TASK DETAILS: Exactly repeat the material, dropping every picture from the copy.

DATA EXCERPT:
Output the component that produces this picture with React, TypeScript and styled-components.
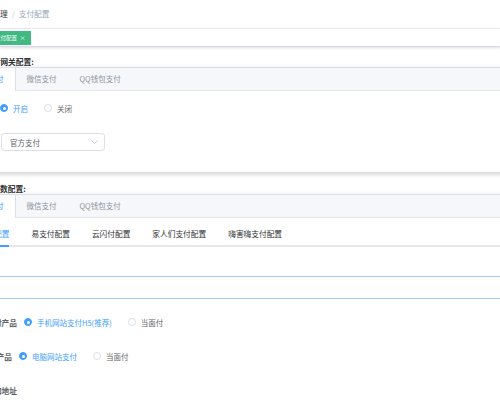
import styled, { createGlobalStyle } from 'styled-components';

const GlobalStyle = createGlobalStyle`
  html, body { margin: 0; padding: 0; background: #fff; }
  body {
    font-family: "Noto Sans CJK SC", "Noto Sans", sans-serif;
    overflow: hidden;
  }
  * { box-sizing: border-box; }
`;

const Page = styled.div`
  width: 500px;
  height: 400px;
  overflow: hidden;
  background: #fff;
`;

const Navbar = styled.div`
  height: 29px;
  display: flex;
  align-items: center;
  border-bottom: 1px solid #eef0f3;
`;

const Breadcrumb = styled.div`
  display: flex;
  align-items: center;
  font-size: 7.7px;
  line-height: 1;
`;

const Crumb = styled.span<{ $last?: boolean }>`
  color: ${({ $last }) => ($last ? '#97a8be' : '#303133')};
`;

const Sep = styled.span`
  margin: 0 4px;
  color: #c0c4cc;
`;

const TagsBar = styled.div`
  height: 18px;
  display: flex;
  align-items: center;
  border-bottom: 1px solid #d8dce5;
  box-shadow: 0 1px 3px 0 rgba(0, 0, 0, 0.12), 0 0 3px 0 rgba(0, 0, 0, 0.04);
`;

const Tag = styled.div`
  height: 14px;
  margin-left: -10px;
  padding: 0 5px;
  display: flex;
  align-items: center;
  background: #42b983;
  color: #fff;
  font-size: 5.5px;
`;

const TagClose = styled.span`
  width: 7px;
  margin-left: 2px;
  text-align: center;
  font-size: 6px;
  opacity: 0.9;
`;

const Main = styled.div`
  padding-top: 10px;
`;

const SectionTitle = styled.div<{ $gap?: number; $shift: number }>`
  margin-top: ${({ $gap }) => $gap ?? 0}px;
  margin-left: ${({ $shift }) => -$shift}px;
  height: 10px;
  line-height: 10px;
  font-size: 7.7px;
  font-weight: 700;
  color: #303133;
`;

const Card = styled.div`
  margin-left: -46px;
  width: 650px;
  border: 1px solid #dcdfe6;
  background: #fff;
  box-shadow: 0 2px 4px 0 rgba(0, 0, 0, 0.12), 0 0 6px 0 rgba(0, 0, 0, 0.04);
`;

const CardHeader = styled.div`
  height: 23px;
  display: flex;
  background: #f5f7fa;
  border-bottom: 1px solid #e4e7ed;
`;

const CardTab = styled.div<{ $active?: boolean }>`
  height: 23px;
  padding: 0 11px;
  line-height: 22px;
  font-size: 7.5px;
  color: ${({ $active }) => ($active ? '#409eff' : '#909399')};
  background: ${({ $active }) => ($active ? '#fff' : 'transparent')};
  border-right: 1px solid ${({ $active }) => ($active ? '#dcdfe6' : 'transparent')};
`;

const CardBody = styled.div<{ $top: number; $bottom: number }>`
  padding: ${({ $top }) => $top}px 0 ${({ $bottom }) => $bottom}px 45px;
`;

const RadioRow = styled.div`
  height: 10px;
  display: flex;
  align-items: center;
`;

const Radio = styled.div<{ $checked?: boolean }>`
  display: flex;
  align-items: center;
  margin-right: 16px;
  font-size: 7.5px;
  color: ${({ $checked }) => ($checked ? '#409eff' : '#606266')};
  white-space: nowrap;
`;

const RadioDot = styled.span<{ $checked?: boolean }>`
  width: 8px;
  height: 8px;
  margin-right: 5px;
  border-radius: 50%;
  border: 1px solid ${({ $checked }) => ($checked ? '#409eff' : '#dcdfe6')};
  background: ${({ $checked }) => ($checked ? '#409eff' : '#fff')};
  display: flex;
  align-items: center;
  justify-content: center;
  &::after {
    content: '';
    width: 3px;
    height: 3px;
    border-radius: 50%;
    background: #fff;
    display: ${({ $checked }) => ($checked ? 'block' : 'none')};
  }
`;

const Select = styled.div`
  margin-top: 20px;
  margin-left: 1px;
  width: 104px;
  height: 18px;
  padding: 0 6px 0 8px;
  display: flex;
  align-items: center;
  justify-content: space-between;
  border: 1px solid #dcdfe6;
  border-radius: 3px;
  font-size: 7.5px;
  color: #606266;
`;

const InnerTabs = styled.div`
  margin-left: -40px;
  display: flex;
  border-bottom: 2px solid #e4e7ed;
`;

const InnerTab = styled.div<{ $active?: boolean }>`
  position: relative;
  height: 22px;
  padding: 0 11px;
  line-height: 22px;
  font-size: 7.7px;
  color: ${({ $active }) => ($active ? '#409eff' : '#303133')};
  white-space: nowrap;
  &::after {
    content: '';
    position: absolute;
    left: 11px;
    right: 11px;
    bottom: -2px;
    height: 2px;
    background: #409eff;
    display: ${({ $active }) => ($active ? 'block' : 'none')};
  }
`;

const InputBox = styled.div`
  margin-top: 29px;
  margin-left: -60px;
  width: 700px;
  height: 23px;
  border: 1px solid #a0cfff;
`;

const FormItem = styled.div<{ $gap: number }>`
  margin-top: ${({ $gap }) => $gap}px;
  height: 18px;
  display: flex;
  align-items: center;
`;

const FormLabel = styled.div<{ $end: number }>`
  width: 60px;
  margin-left: ${({ $end }) => $end - 60}px;
  margin-right: 7px;
  text-align: right;
  font-size: 7.7px;
  font-weight: 700;
  color: #606266;
  white-space: nowrap;
`;

function Chevron() {
  return (
    <svg width="7" height="4" viewBox="0 0 7 4">
      <polyline points="0.5,0.5 3.5,3.5 6.5,0.5" fill="none" stroke="#c0c4cc" strokeWidth="0.8" />
    </svg>
  );
}

export default function App() {
  return (
    <Page>
      <GlobalStyle />
      <Navbar>
        <Breadcrumb>
          <Crumb>理</Crumb>
          <Sep>/</Sep>
          <Crumb $last>支付配置</Crumb>
        </Breadcrumb>
      </Navbar>
      <TagsBar>
        <Tag>
          支付配置
          <TagClose>×</TagClose>
        </Tag>
      </TagsBar>
      <Main>
        <SectionTitle $shift={15}>支付网关配置:</SectionTitle>
        <Card>
          <CardHeader>
            <CardTab $active>支付宝支付</CardTab>
            <CardTab>微信支付</CardTab>
            <CardTab>QQ钱包支付</CardTab>
          </CardHeader>
          <CardBody $top={12} $bottom={21}>
            <RadioRow>
              <Radio $checked>
                <RadioDot $checked />
                开启
              </Radio>
              <Radio>
                <RadioDot />
                关闭
              </Radio>
            </RadioRow>
            <Select>
              官方支付
              <Chevron />
            </Select>
          </CardBody>
        </Card>

        <SectionTitle $gap={11} $shift={23}>支付参数配置:</SectionTitle>
        <Card>
          <CardHeader>
            <CardTab $active>支付宝支付</CardTab>
            <CardTab>微信支付</CardTab>
            <CardTab>QQ钱包支付</CardTab>
          </CardHeader>
          <CardBody $top={5} $bottom={20}>
            <InnerTabs>
              <InnerTab $active>支付宝配置</InnerTab>
              <InnerTab>易支付配置</InnerTab>
              <InnerTab>云闪付配置</InnerTab>
              <InnerTab>家人们支付配置</InnerTab>
              <InnerTab>嗨害嗨支付配置</InnerTab>
            </InnerTabs>
            <InputBox />
            <FormItem $gap={14}>
              <FormLabel $end={17}>手机支付产品</FormLabel>
              <Radio $checked>
                <RadioDot $checked />
                手机网站支付H5(推荐)
              </Radio>
              <Radio>
                <RadioDot />
                当面付
              </Radio>
            </FormItem>
            <FormItem $gap={16}>
              <FormLabel $end={12}>电脑产品</FormLabel>
              <Radio $checked>
                <RadioDot $checked />
                电脑网站支付
              </Radio>
              <Radio>
                <RadioDot />
                当面付
              </Radio>
            </FormItem>
            <FormItem $gap={16}>
              <FormLabel $end={17}>异步通知地址</FormLabel>
            </FormItem>
          </CardBody>
        </Card>
      </Main>
    </Page>
  );
}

COMPLETE OUTPUT:
Output the component that produces this picture with React, TypeScript and styled-components.
import styled, { createGlobalStyle } from 'styled-components';

const GlobalStyle = createGlobalStyle`
  html, body { margin: 0; padding: 0; background: #fff; }
  body {
    font-family: "Noto Sans CJK SC", "Noto Sans", sans-serif;
    overflow: hidden;
  }
  * { box-sizing: border-box; }
`;

const Page = styled.div`
  width: 500px;
  height: 400px;
  overflow: hidden;
  background: #fff;
`;

const Navbar = styled.div`
  height: 29px;
  display: flex;
  align-items: center;
  border-bottom: 1px solid #eef0f3;
`;

const Breadcrumb = styled.div`
  display: flex;
  align-items: center;
  font-size: 7.7px;
  line-height: 1;
`;

const Crumb = styled.span<{ $last?: boolean }>`
  color: ${({ $last }) => ($last ? '#97a8be' : '#303133')};
`;

const Sep = styled.span`
  margin: 0 4px;
  color: #c0c4cc;
`;

const TagsBar = styled.div`
  height: 18px;
  display: flex;
  align-items: center;
  border-bottom: 1px solid #d8dce5;
  box-shadow: 0 1px 3px 0 rgba(0, 0, 0, 0.12), 0 0 3px 0 rgba(0, 0, 0, 0.04);
`;

const Tag = styled.div`
  height: 14px;
  margin-left: -10px;
  padding: 0 5px;
  display: flex;
  align-items: center;
  background: #42b983;
  color: #fff;
  font-size: 5.5px;
`;

const TagClose = styled.span`
  width: 7px;
  margin-left: 2px;
  text-align: center;
  font-size: 6px;
  opacity: 0.9;
`;

const Main = styled.div`
  padding-top: 10px;
`;

const SectionTitle = styled.div<{ $gap?: number; $shift: number }>`
  margin-top: ${({ $gap }) => $gap ?? 0}px;
  margin-left: ${({ $shift }) => -$shift}px;
  height: 10px;
  line-height: 10px;
  font-size: 7.7px;
  font-weight: 700;
  color: #303133;
`;

const Card = styled.div`
  margin-left: -46px;
  width: 650px;
  border: 1px solid #dcdfe6;
  background: #fff;
  box-shadow: 0 2px 4px 0 rgba(0, 0, 0, 0.12), 0 0 6px 0 rgba(0, 0, 0, 0.04);
`;

const CardHeader = styled.div`
  height: 23px;
  display: flex;
  background: #f5f7fa;
  border-bottom: 1px solid #e4e7ed;
`;

const CardTab = styled.div<{ $active?: boolean }>`
  height: 23px;
  padding: 0 11px;
  line-height: 22px;
  font-size: 7.5px;
  color: ${({ $active }) => ($active ? '#409eff' : '#909399')};
  background: ${({ $active }) => ($active ? '#fff' : 'transparent')};
  border-right: 1px solid ${({ $active }) => ($active ? '#dcdfe6' : 'transparent')};
`;

const CardBody = styled.div<{ $top: number; $bottom: number }>`
  padding: ${({ $top }) => $top}px 0 ${({ $bottom }) => $bottom}px 45px;
`;

const RadioRow = styled.div`
  height: 10px;
  display: flex;
  align-items: center;
`;

const Radio = styled.div<{ $checked?: boolean }>`
  display: flex;
  align-items: center;
  margin-right: 16px;
  font-size: 7.5px;
  color: ${({ $checked }) => ($checked ? '#409eff' : '#606266')};
  white-space: nowrap;
`;

const RadioDot = styled.span<{ $checked?: boolean }>`
  width: 8px;
  height: 8px;
  margin-right: 5px;
  border-radius: 50%;
  border: 1px solid ${({ $checked }) => ($checked ? '#409eff' : '#dcdfe6')};
  background: ${({ $checked }) => ($checked ? '#409eff' : '#fff')};
  display: flex;
  align-items: center;
  justify-content: center;
  &::after {
    content: '';
    width: 3px;
    height: 3px;
    border-radius: 50%;
    background: #fff;
    display: ${({ $checked }) => ($checked ? 'block' : 'none')};
  }
`;

const Select = styled.div`
  margin-top: 20px;
  margin-left: 1px;
  width: 104px;
  height: 18px;
  padding: 0 6px 0 8px;
  display: flex;
  align-items: center;
  justify-content: space-between;
  border: 1px solid #dcdfe6;
  border-radius: 3px;
  font-size: 7.5px;
  color: #606266;
`;

const InnerTabs = styled.div`
  margin-left: -40px;
  display: flex;
  border-bottom: 2px solid #e4e7ed;
`;

const InnerTab = styled.div<{ $active?: boolean }>`
  position: relative;
  height: 22px;
  padding: 0 11px;
  line-height: 22px;
  font-size: 7.7px;
  color: ${({ $active }) => ($active ? '#409eff' : '#303133')};
  white-space: nowrap;
  &::after {
    content: '';
    position: absolute;
    left: 11px;
    right: 11px;
    bottom: -2px;
    height: 2px;
    background: #409eff;
    display: ${({ $active }) => ($active ? 'block' : 'none')};
  }
`;

const InputBox = styled.div`
  margin-top: 29px;
  margin-left: -60px;
  width: 700px;
  height: 23px;
  border: 1px solid #a0cfff;
`;

const FormItem = styled.div<{ $gap: number }>`
  margin-top: ${({ $gap }) => $gap}px;
  height: 18px;
  display: flex;
  align-items: center;
`;

const FormLabel = styled.div<{ $end: number }>`
  width: 60px;
  margin-left: ${({ $end }) => $end - 60}px;
  margin-right: 7px;
  text-align: right;
  font-size: 7.7px;
  font-weight: 700;
  color: #606266;
  white-space: nowrap;
`;

function Chevron() {
  return (
    <svg width="7" height="4" viewBox="0 0 7 4">
      <polyline points="0.5,0.5 3.5,3.5 6.5,0.5" fill="none" stroke="#c0c4cc" strokeWidth="0.8" />
    </svg>
  );
}

export default function App() {
  return (
    <Page>
      <GlobalStyle />
      <Navbar>
        <Breadcrumb>
          <Crumb>理</Crumb>
          <Sep>/</Sep>
          <Crumb $last>支付配置</Crumb>
        </Breadcrumb>
      </Navbar>
      <TagsBar>
        <Tag>
          支付配置
          <TagClose>×</TagClose>
        </Tag>
      </TagsBar>
      <Main>
        <SectionTitle $shift={15}>支付网关配置:</SectionTitle>
        <Card>
          <CardHeader>
            <CardTab $active>支付宝支付</CardTab>
            <CardTab>微信支付</CardTab>
            <CardTab>QQ钱包支付</CardTab>
          </CardHeader>
          <CardBody $top={12} $bottom={21}>
            <RadioRow>
              <Radio $checked>
                <RadioDot $checked />
                开启
              </Radio>
              <Radio>
                <RadioDot />
                关闭
              </Radio>
            </RadioRow>
            <Select>
              官方支付
              <Chevron />
            </Select>
          </CardBody>
        </Card>

        <SectionTitle $gap={11} $shift={23}>支付参数配置:</SectionTitle>
        <Card>
          <CardHeader>
            <CardTab $active>支付宝支付</CardTab>
            <CardTab>微信支付</CardTab>
            <CardTab>QQ钱包支付</CardTab>
          </CardHeader>
          <CardBody $top={5} $bottom={20}>
            <InnerTabs>
              <InnerTab $active>支付宝配置</InnerTab>
              <InnerTab>易支付配置</InnerTab>
              <InnerTab>云闪付配置</InnerTab>
              <InnerTab>家人们支付配置</InnerTab>
              <InnerTab>嗨害嗨支付配置</InnerTab>
            </InnerTabs>
            <InputBox />
            <FormItem $gap={14}>
              <FormLabel $end={17}>手机支付产品</FormLabel>
              <Radio $checked>
                <RadioDot $checked />
                手机网站支付H5(推荐)
              </Radio>
              <Radio>
                <RadioDot />
                当面付
              </Radio>
            </FormItem>
            <FormItem $gap={16}>
              <FormLabel $end={12}>电脑产品</FormLabel>
              <Radio $checked>
                <RadioDot $checked />
                电脑网站支付
              </Radio>
              <Radio>
                <RadioDot />
                当面付
              </Radio>
            </FormItem>
            <FormItem $gap={16}>
              <FormLabel $end={17}>异步通知地址</FormLabel>
            </FormItem>
          </CardBody>
        </Card>
      </Main>
    </Page>
  );
}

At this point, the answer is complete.